Gary Holton, Alaska Native Language Center

Approaches to digitization and annotation: A survey of language documentation materials in the Alaska Native Language Center Archive

Development of standards for the digitization of endangered language data must be undertaken with knowledge of the structures which underlie those languages. Perhaps more crucially, such standards must be based on the ways in which linguists have come to understand and represent linguistic structures, as manifested most clearly in existing linguistic documentation. To that end, this paper details the results of a brief survey of the types of documentation contained in the Alaska Native Language Center Archive. While the documentation contained in the ANLC Archive is typologically narrow in scope--most Alaska’s 20 Native languages belong to one of two major language families--the depth and comprehensive nature of the archive provide insight into the range of existing approaches to endangered language documentation.
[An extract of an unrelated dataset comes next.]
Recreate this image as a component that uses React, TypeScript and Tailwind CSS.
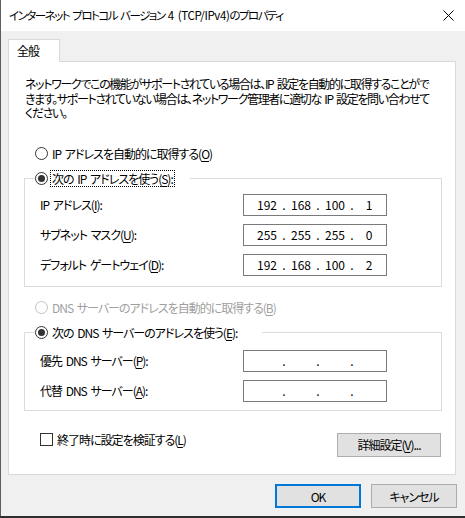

Even if attention is restricted to (recorded and transcribed) texts, the range of materials and documentary approaches is quite vast. Recordings include magnetic media such as reel-to-reel tapes and cassettes, as well as digital audio files in a variety of both open and proprietary formats. Transcriptions may or may not include annotation. Where annotation is included, the level of annotation varies enormously, from morpheme to word to sentence or even paragraph level annotation. Multiple levels of annotation are often found with a single text. The existence of such a wide variety of annotation techniques in ANLC materials argues for the need for flexibility in the design of standards for annotation. Of particular interest is the observation that a number of texts in the archive contain handwritten comments on the transcriptions. This suggests that standards for digitization and annotation should accommodate multiple authors and the ability of one author to refine another’s transcription.